┌────────
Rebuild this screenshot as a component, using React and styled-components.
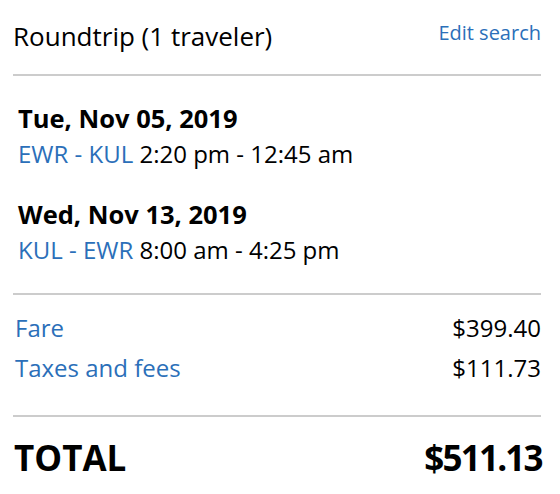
import React from 'react'
import styled, { createGlobalStyle } from 'styled-components'

const GlobalStyle = createGlobalStyle`
  html, body {
    margin: 0;
    padding: 0;
    background: #fff;
  }

  body {
    font-family: "Open Sans", "DejaVu Sans", sans-serif;
    color: #000;
  }
`

const colors = {
  link: '#2b6fb9',
  rule: '#cccccc',
}

const Summary = styled.section`
  width: 528px;
  padding: 0 19px 0 13px;
`

const Header = styled.header`
  display: flex;
  justify-content: space-between;
  align-items: flex-start;
  padding: 18px 0 20px;
  border-bottom: 2px solid ${colors.rule};
`

const Heading = styled.h2`
  margin: 0;
  font-size: 26px;
  line-height: 36px;
  font-weight: 400;
`

const EditLink = styled.a`
  &, &:link, &:visited {
    margin-top: 1px;
    font-size: 20px;
    line-height: 28px;
    color: ${colors.link};
    text-decoration: none;
  }
`

const Itinerary = styled.div`
  display: flex;
  flex-direction: column;
  gap: 24px;
  padding: 24px 0 25px 5px;
  border-bottom: 2px solid ${colors.rule};
`

const Leg = styled.div``

const LegDate = styled.h3`
  margin: 0;
  font-size: 25.5px;
  line-height: 36px;
  font-weight: 700;
`

const LegTimes = styled.p`
  margin: 0;
  font-size: 24px;
  line-height: 36px;
`

const Route = styled.span`
  color: ${colors.link};
`

const Fees = styled.dl`
  margin: 0;
  padding: 13px 0 27px 2px;
  border-bottom: 2px solid ${colors.rule};
`

const FeeRow = styled.div`
  display: flex;
  justify-content: space-between;
  font-size: 24px;
  line-height: 40px;
`

const FeeName = styled.dt`
  color: ${colors.link};
`

const FeeAmount = styled.dd`
  margin: 0;
`

const Total = styled.div`
  display: flex;
  justify-content: space-between;
  padding: 17px 0 0 1px;
  font-size: 35px;
  line-height: 48px;
  font-weight: 700;
`

const TotalAmount = styled.span`
  letter-spacing: -1.8px;
  margin-right: -0.8px;
`

const legs = [
  { date: 'Tue, Nov 05, 2019', route: 'EWR - KUL', times: '2:20 pm - 12:45 am' },
  { date: 'Wed, Nov 13, 2019', route: 'KUL - EWR', times: '8:00 am - 4:25 pm' },
]

const fees = [
  { name: 'Fare', amount: '$399.40' },
  { name: 'Taxes and fees', amount: '$111.73' },
]

const App = () => (
  <>
    <GlobalStyle />
    <Summary>
      <Header>
        <Heading>Roundtrip (1 traveler)</Heading>
        <EditLink href="#">Edit search</EditLink>
      </Header>

      <Itinerary>
        {legs.map(leg => (
          <Leg key={leg.date}>
            <LegDate>{leg.date}</LegDate>
            <LegTimes>
              <Route>{leg.route}</Route> {leg.times}
            </LegTimes>
          </Leg>
        ))}
      </Itinerary>

      <Fees>
        {fees.map(fee => (
          <FeeRow key={fee.name}>
            <FeeName>{fee.name}</FeeName>
            <FeeAmount>{fee.amount}</FeeAmount>
          </FeeRow>
        ))}
      </Fees>

      <Total>
        <span>TOTAL</span>
        <TotalAmount>$511.13</TotalAmount>
      </Total>
    </Summary>
  </>
)

export default App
└────────
INSTRUCTIONS TO FOLLOW:
Repeat the listing verbatim. Skip the pictures.

FINAL RESULT:
Rebuild this screenshot as a component, using React and styled-components.
import React from 'react'
import styled, { createGlobalStyle } from 'styled-components'

const GlobalStyle = createGlobalStyle`
  html, body {
    margin: 0;
    padding: 0;
    background: #fff;
  }

  body {
    font-family: "Open Sans", "DejaVu Sans", sans-serif;
    color: #000;
  }
`

const colors = {
  link: '#2b6fb9',
  rule: '#cccccc',
}

const Summary = styled.section`
  width: 528px;
  padding: 0 19px 0 13px;
`

const Header = styled.header`
  display: flex;
  justify-content: space-between;
  align-items: flex-start;
  padding: 18px 0 20px;
  border-bottom: 2px solid ${colors.rule};
`

const Heading = styled.h2`
  margin: 0;
  font-size: 26px;
  line-height: 36px;
  font-weight: 400;
`

const EditLink = styled.a`
  &, &:link, &:visited {
    margin-top: 1px;
    font-size: 20px;
    line-height: 28px;
    color: ${colors.link};
    text-decoration: none;
  }
`

const Itinerary = styled.div`
  display: flex;
  flex-direction: column;
  gap: 24px;
  padding: 24px 0 25px 5px;
  border-bottom: 2px solid ${colors.rule};
`

const Leg = styled.div``

const LegDate = styled.h3`
  margin: 0;
  font-size: 25.5px;
  line-height: 36px;
  font-weight: 700;
`

const LegTimes = styled.p`
  margin: 0;
  font-size: 24px;
  line-height: 36px;
`

const Route = styled.span`
  color: ${colors.link};
`

const Fees = styled.dl`
  margin: 0;
  padding: 13px 0 27px 2px;
  border-bottom: 2px solid ${colors.rule};
`

const FeeRow = styled.div`
  display: flex;
  justify-content: space-between;
  font-size: 24px;
  line-height: 40px;
`

const FeeName = styled.dt`
  color: ${colors.link};
`

const FeeAmount = styled.dd`
  margin: 0;
`

const Total = styled.div`
  display: flex;
  justify-content: space-between;
  padding: 17px 0 0 1px;
  font-size: 35px;
  line-height: 48px;
  font-weight: 700;
`

const TotalAmount = styled.span`
  letter-spacing: -1.8px;
  margin-right: -0.8px;
`

const legs = [
  { date: 'Tue, Nov 05, 2019', route: 'EWR - KUL', times: '2:20 pm - 12:45 am' },
  { date: 'Wed, Nov 13, 2019', route: 'KUL - EWR', times: '8:00 am - 4:25 pm' },
]

const fees = [
  { name: 'Fare', amount: '$399.40' },
  { name: 'Taxes and fees', amount: '$111.73' },
]

const App = () => (
  <>
    <GlobalStyle />
    <Summary>
      <Header>
        <Heading>Roundtrip (1 traveler)</Heading>
        <EditLink href="#">Edit search</EditLink>
      </Header>

      <Itinerary>
        {legs.map(leg => (
          <Leg key={leg.date}>
            <LegDate>{leg.date}</LegDate>
            <LegTimes>
              <Route>{leg.route}</Route> {leg.times}
            </LegTimes>
          </Leg>
        ))}
      </Itinerary>

      <Fees>
        {fees.map(fee => (
          <FeeRow key={fee.name}>
            <FeeName>{fee.name}</FeeName>
            <FeeAmount>{fee.amount}</FeeAmount>
          </FeeRow>
        ))}
      </Fees>

      <Total>
        <span>TOTAL</span>
        <TotalAmount>$511.13</TotalAmount>
      </Total>
    </Summary>
  </>
)

export default App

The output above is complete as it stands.